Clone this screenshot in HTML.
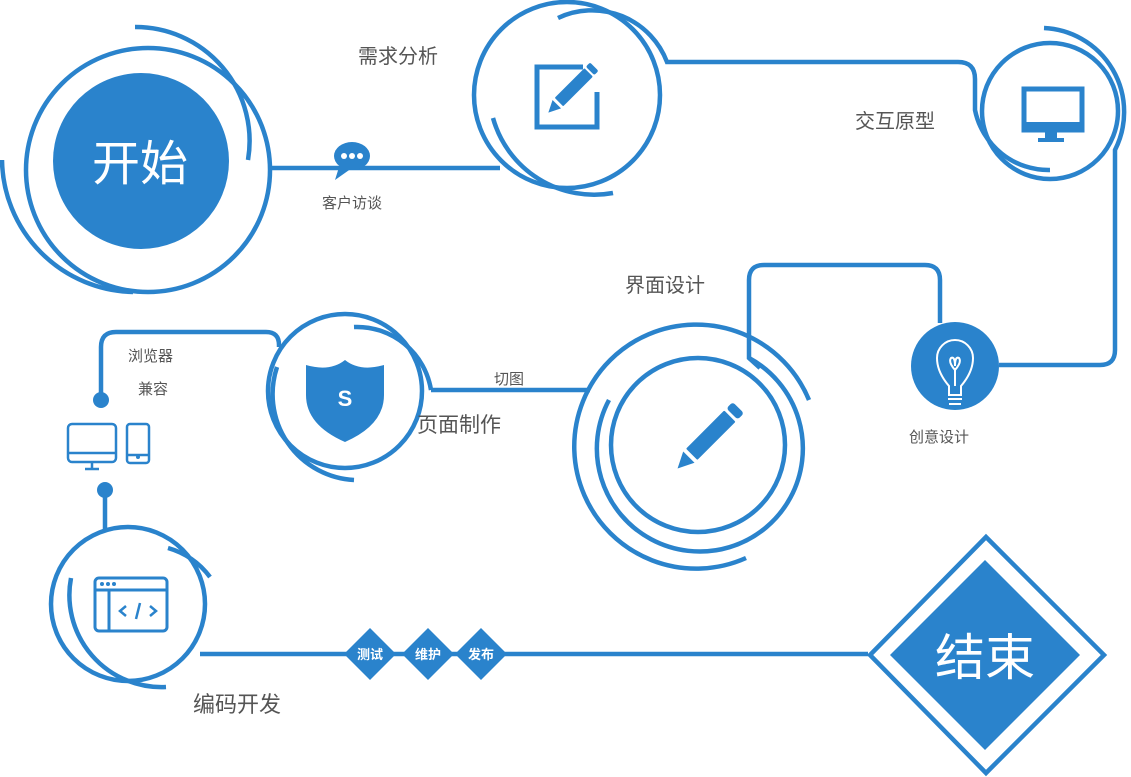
<!DOCTYPE html>
<html><head><meta charset="utf-8"><style>
html,body{margin:0;padding:0;background:#fff;}
svg{display:block;}
text{font-family:"Liberation Sans","Noto Sans CJK SC",sans-serif;}
</style></head><body>
<svg width="1131" height="777" viewBox="0 0 1131 777" xmlns="http://www.w3.org/2000/svg">
<g fill="none" stroke="#2a83cc" stroke-width="4.5">
<!-- start -->
<circle cx="148" cy="170" r="122"/>
<path d="M135,27 A114,114 0 0 1 248,160"/>
<path d="M2,160 A134,134 0 0 0 133,292"/>
<path d="M270,168 H500"/>
<!-- requirement -->
<circle cx="567" cy="95" r="93"/>
<path d="M558,18 A80,80 0 0 1 667,62 H958 Q975,62 975,79 V110 A75,75 0 0 0 1050,170"/>
<path d="M493,118 A105,105 0 0 0 613,193"/>
<!-- interaction -->
<circle cx="1050" cy="111" r="68"/>
<path d="M1044,28 A84,84 0 0 1 1115,150 V350 Q1115,365 1100,365 H999"/>
<!-- bulb line -->
<path d="M940,323 V280 Q940,265 925,265 H764 Q749,265 749,280 V358 L760,368"/>
<!-- interface -->
<circle cx="698" cy="445" r="87"/>
<path d="M609,400 A103,103 0 1 0 749,358"/>
<path d="M809,400 A122,122 0 1 0 746,558"/>
<path d="M431,390 H590"/>
<!-- shield -->
<circle cx="345" cy="391" r="77"/>
<path d="M354,327 A75,75 0 0 1 431,390"/>
<path d="M277,367 A86,86 0 0 0 354,480"/>
<path d="M279,347 V345 Q279,332 266,332 H116 Q101,332 101,347 V400"/>
<path d="M105,490 V530"/>
<!-- code -->
<circle cx="128" cy="604" r="77"/>
<path d="M168,548 A80,80 0 0 1 210,577"/>
<path d="M71,578 A92,92 0 0 0 166,687"/>
<path d="M200,654 H868"/>
<!-- end -->
<polygon points="986,537 1104,655 986,773 870,655"/>
</g>
<!-- fills -->
<g fill="#2a83cc">
<circle cx="141" cy="161" r="88"/>
<polygon points="985,560 1080,655 985,750 890,655"/>
<circle cx="955" cy="366" r="44"/>
<circle cx="101" cy="400" r="8"/>
<circle cx="105" cy="490" r="8"/>
<polygon points="370,628 396,654 370,680 344,654"/>
<polygon points="428,628 454,654 428,680 402,654"/>
<polygon points="481,628 507,654 481,680 455,654"/>
<!-- chat bubble -->
<ellipse cx="352" cy="156" rx="18" ry="14"/>
<path d="M340,164 L335,180 L352,168 Z"/>
<!-- shield -->
<path d="M306,365 Q330,372 345,360 Q360,372 384,365 V395 Q384,425 345,442 Q306,425 306,395 Z"/>
<!-- pencils -->
<g transform="translate(566,95) rotate(45)">
<rect x="-6" y="-32" width="12" height="42" rx="1"/>
<rect x="-6" y="-40" width="12" height="6" rx="2"/>
<path d="M-6,13 L6,13 L0,25 Z"/>
</g>
<g transform="translate(703,443) rotate(45)">
<rect x="-8" y="-38" width="16" height="54" rx="1"/>
<rect x="-8" y="-50" width="16" height="9" rx="3"/>
<path d="M-8,20 L8,20 L0,36 Z"/>
</g>
<!-- monitor stand -->
<rect x="1045" y="132" width="12" height="7"/>
<rect x="1038" y="138" width="26" height="4"/>
</g>
<g fill="none" stroke="#2a83cc">
<path d="M583,67 H537 V127 H597 V92" stroke-width="5"/>
<rect x="1024" y="89" width="58" height="41" stroke-width="5"/>
<rect x="1022" y="122" width="62" height="10" fill="#2a83cc" stroke="none"/>
<!-- devices -->
<rect x="68" y="424" width="48" height="38" rx="4" stroke-width="2.5"/>
<path d="M68,453 H116 M92,462 V468 M85,469 H99" stroke-width="2.5"/>
<rect x="127" y="424" width="22" height="39" rx="3" stroke-width="2.5"/>
<path d="M127,455 H149" stroke-width="2.5"/>
<!-- code icon -->
<rect x="95" y="578" width="72" height="53" rx="4" stroke-width="3"/>
<path d="M95,590 H167 M109,590 V631" stroke-width="3"/>
<path d="M126,606 L120,611 L126,616 M150,606 L156,611 L150,616 M140,603 L136,619" stroke-width="2.5"/>
<!-- bulb -->
<path d="M949,395 V386 Q937,372 937,358 A18,18 0 0 1 973,358 Q973,372 961,386 V395 Z M955,386 V368 M955,370 Q948,362 951,358 Q955,356 955,366 Q955,356 959,358 Q962,362 955,370 M948,399 H962 M949,404 H961" stroke="#fff" stroke-width="2"/>
</g>
<g fill="#2a83cc"><circle cx="102" cy="584" r="2"/><circle cx="108" cy="584" r="2"/><circle cx="114" cy="584" r="2"/><circle cx="138" cy="457" r="2"/></g>
<g fill="#fff"><circle cx="344" cy="156" r="3"/><circle cx="352" cy="156" r="3"/><circle cx="360" cy="156" r="3"/></g>
<!-- text -->
<g fill="#fff">
<text x="140" y="180" font-size="48" text-anchor="middle">开始</text>
<text x="985" y="675" font-size="50" text-anchor="middle">结束</text>
<text x="345" y="406" font-size="22" font-weight="bold" text-anchor="middle">S</text>
<text x="370" y="659" font-size="13" font-weight="bold" text-anchor="middle">测试</text>
<text x="428" y="659" font-size="13" font-weight="bold" text-anchor="middle">维护</text>
<text x="481" y="659" font-size="13" font-weight="bold" text-anchor="middle">发布</text>
</g>
<g fill="#555">
<text x="358" y="63" font-size="20">需求分析</text>
<text x="322" y="208" font-size="15">客户访谈</text>
<text x="855" y="128" font-size="20">交互原型</text>
<text x="625" y="292" font-size="20">界面设计</text>
<text x="909" y="442" font-size="15">创意设计</text>
<text x="494" y="384" font-size="15">切图</text>
<text x="417" y="432" font-size="21">页面制作</text>
<text x="128" y="361" font-size="15">浏览器</text>
<text x="138" y="394" font-size="15">兼容</text>
<text x="193" y="712" font-size="22">编码开发</text>
</g>
</svg>
</body></html>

> [GIVEN INSTRUCTION]: Pictures in the data above should not be copied; transcribe everything else exactly.

> [EXERCISE OUTPUT]:
Clone this screenshot in HTML.
<!DOCTYPE html>
<html><head><meta charset="utf-8"><style>
html,body{margin:0;padding:0;background:#fff;}
svg{display:block;}
text{font-family:"Liberation Sans","Noto Sans CJK SC",sans-serif;}
</style></head><body>
<svg width="1131" height="777" viewBox="0 0 1131 777" xmlns="http://www.w3.org/2000/svg">
<g fill="none" stroke="#2a83cc" stroke-width="4.5">
<!-- start -->
<circle cx="148" cy="170" r="122"/>
<path d="M135,27 A114,114 0 0 1 248,160"/>
<path d="M2,160 A134,134 0 0 0 133,292"/>
<path d="M270,168 H500"/>
<!-- requirement -->
<circle cx="567" cy="95" r="93"/>
<path d="M558,18 A80,80 0 0 1 667,62 H958 Q975,62 975,79 V110 A75,75 0 0 0 1050,170"/>
<path d="M493,118 A105,105 0 0 0 613,193"/>
<!-- interaction -->
<circle cx="1050" cy="111" r="68"/>
<path d="M1044,28 A84,84 0 0 1 1115,150 V350 Q1115,365 1100,365 H999"/>
<!-- bulb line -->
<path d="M940,323 V280 Q940,265 925,265 H764 Q749,265 749,280 V358 L760,368"/>
<!-- interface -->
<circle cx="698" cy="445" r="87"/>
<path d="M609,400 A103,103 0 1 0 749,358"/>
<path d="M809,400 A122,122 0 1 0 746,558"/>
<path d="M431,390 H590"/>
<!-- shield -->
<circle cx="345" cy="391" r="77"/>
<path d="M354,327 A75,75 0 0 1 431,390"/>
<path d="M277,367 A86,86 0 0 0 354,480"/>
<path d="M279,347 V345 Q279,332 266,332 H116 Q101,332 101,347 V400"/>
<path d="M105,490 V530"/>
<!-- code -->
<circle cx="128" cy="604" r="77"/>
<path d="M168,548 A80,80 0 0 1 210,577"/>
<path d="M71,578 A92,92 0 0 0 166,687"/>
<path d="M200,654 H868"/>
<!-- end -->
<polygon points="986,537 1104,655 986,773 870,655"/>
</g>
<!-- fills -->
<g fill="#2a83cc">
<circle cx="141" cy="161" r="88"/>
<polygon points="985,560 1080,655 985,750 890,655"/>
<circle cx="955" cy="366" r="44"/>
<circle cx="101" cy="400" r="8"/>
<circle cx="105" cy="490" r="8"/>
<polygon points="370,628 396,654 370,680 344,654"/>
<polygon points="428,628 454,654 428,680 402,654"/>
<polygon points="481,628 507,654 481,680 455,654"/>
<!-- chat bubble -->
<ellipse cx="352" cy="156" rx="18" ry="14"/>
<path d="M340,164 L335,180 L352,168 Z"/>
<!-- shield -->
<path d="M306,365 Q330,372 345,360 Q360,372 384,365 V395 Q384,425 345,442 Q306,425 306,395 Z"/>
<!-- pencils -->
<g transform="translate(566,95) rotate(45)">
<rect x="-6" y="-32" width="12" height="42" rx="1"/>
<rect x="-6" y="-40" width="12" height="6" rx="2"/>
<path d="M-6,13 L6,13 L0,25 Z"/>
</g>
<g transform="translate(703,443) rotate(45)">
<rect x="-8" y="-38" width="16" height="54" rx="1"/>
<rect x="-8" y="-50" width="16" height="9" rx="3"/>
<path d="M-8,20 L8,20 L0,36 Z"/>
</g>
<!-- monitor stand -->
<rect x="1045" y="132" width="12" height="7"/>
<rect x="1038" y="138" width="26" height="4"/>
</g>
<g fill="none" stroke="#2a83cc">
<path d="M583,67 H537 V127 H597 V92" stroke-width="5"/>
<rect x="1024" y="89" width="58" height="41" stroke-width="5"/>
<rect x="1022" y="122" width="62" height="10" fill="#2a83cc" stroke="none"/>
<!-- devices -->
<rect x="68" y="424" width="48" height="38" rx="4" stroke-width="2.5"/>
<path d="M68,453 H116 M92,462 V468 M85,469 H99" stroke-width="2.5"/>
<rect x="127" y="424" width="22" height="39" rx="3" stroke-width="2.5"/>
<path d="M127,455 H149" stroke-width="2.5"/>
<!-- code icon -->
<rect x="95" y="578" width="72" height="53" rx="4" stroke-width="3"/>
<path d="M95,590 H167 M109,590 V631" stroke-width="3"/>
<path d="M126,606 L120,611 L126,616 M150,606 L156,611 L150,616 M140,603 L136,619" stroke-width="2.5"/>
<!-- bulb -->
<path d="M949,395 V386 Q937,372 937,358 A18,18 0 0 1 973,358 Q973,372 961,386 V395 Z M955,386 V368 M955,370 Q948,362 951,358 Q955,356 955,366 Q955,356 959,358 Q962,362 955,370 M948,399 H962 M949,404 H961" stroke="#fff" stroke-width="2"/>
</g>
<g fill="#2a83cc"><circle cx="102" cy="584" r="2"/><circle cx="108" cy="584" r="2"/><circle cx="114" cy="584" r="2"/><circle cx="138" cy="457" r="2"/></g>
<g fill="#fff"><circle cx="344" cy="156" r="3"/><circle cx="352" cy="156" r="3"/><circle cx="360" cy="156" r="3"/></g>
<!-- text -->
<g fill="#fff">
<text x="140" y="180" font-size="48" text-anchor="middle">开始</text>
<text x="985" y="675" font-size="50" text-anchor="middle">结束</text>
<text x="345" y="406" font-size="22" font-weight="bold" text-anchor="middle">S</text>
<text x="370" y="659" font-size="13" font-weight="bold" text-anchor="middle">测试</text>
<text x="428" y="659" font-size="13" font-weight="bold" text-anchor="middle">维护</text>
<text x="481" y="659" font-size="13" font-weight="bold" text-anchor="middle">发布</text>
</g>
<g fill="#555">
<text x="358" y="63" font-size="20">需求分析</text>
<text x="322" y="208" font-size="15">客户访谈</text>
<text x="855" y="128" font-size="20">交互原型</text>
<text x="625" y="292" font-size="20">界面设计</text>
<text x="909" y="442" font-size="15">创意设计</text>
<text x="494" y="384" font-size="15">切图</text>
<text x="417" y="432" font-size="21">页面制作</text>
<text x="128" y="361" font-size="15">浏览器</text>
<text x="138" y="394" font-size="15">兼容</text>
<text x="193" y="712" font-size="22">编码开发</text>
</g>
</svg>
</body></html>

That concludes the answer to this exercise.